De douze ans plus jeune que Joseph Texte, le fondateur de la littérature comparée, mort prématurément en 1900, Louis Cazamian n’était pas un comparatiste. Ayant reçu de Chevrillon l’héritage tainien, il considérait que la littérature d’un pays se définit par  » un réseau de convergences nationales « . Dès 1903. il donnait une brillante application de ces idées dans sa thèse sur le Roman social en Angleterre de 1830 à 1850, travail que prolonge l’œuvre monumentale de sa femme, Madeleine Cazamian, sur le Roman et les Idées en Angleterre.

Mais cet ancien normalien, philosophe de formation, compensait cette conviction positiviste par un vigoureux et juvénile tempérament romantique. Séduit par les doctrines de l’action et de la volonté, il balançait sa vision des hommes et des choses entre les exigences de la raison et les enthousiasmes du cœur.

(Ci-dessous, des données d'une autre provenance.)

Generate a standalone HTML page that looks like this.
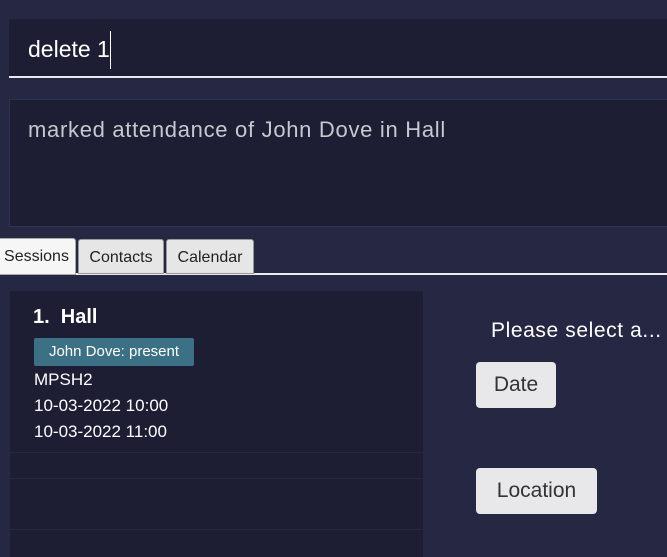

Rien ne s’applique mieux au personnage de Louis Cazamian que la définition donnée par Steele de l’Anglais de son temps :  » Tête dure et cœur tendre. « 

Ses enthousiasmes étaient parfois imprudents, mais il était le plus généreux et le plus bienveillant des hommes. J’en témoigne pour avoir été son étudiant à l’époque difficile de l’occupation. Sa pensée exigeante ne négligeait aucun détail et refusait la facilité du langage commun. Mais malheur à qui prétendait  » faire du Cazamian  » dans une leçon ou un article !

Cet homme, qui a parlé de l’humour mieux que quiconque, passait pour n’avoir pas le sens de l’humour. C’est en fait la marque du vrai humoriste, et j’en veux donner en hommage à sa mémoire deux exemples qui sont peut-être les meilleures leçons que j’aie reçues de lui.

Me rendant compte dans le privé d’une dissertation, il me reprocha le déballage d’idées que j’avais cru devoir y faire.  » Une idée par paragraphe, me dit-il, devrait vous suffire. Une idée par dissertation serait encore mieux.  » Puis il réfléchit et, hochant gravement son crâne chauve en un geste familier, il ajouta :  » Moi, j’en suis à une idée par carrière. « 

Et ceci enfin. Ayant assisté à ma soutenance de thèse – il avait alors soixante-quinze ans, – il me dit en sortant de l’amphithéâtre :  » Tous ces vieux bonzes m’agacent.  » Les vieux bonzes étaient les membres du jury, dont le plus âgé avait au moins dix ans de moins que lui.

Il n’avait pas entièrement raison, naturellement, et il le savait bien, mais le plus étrange est qu’à considérer sa propre verdeur, il n’avait pas entièrement tort.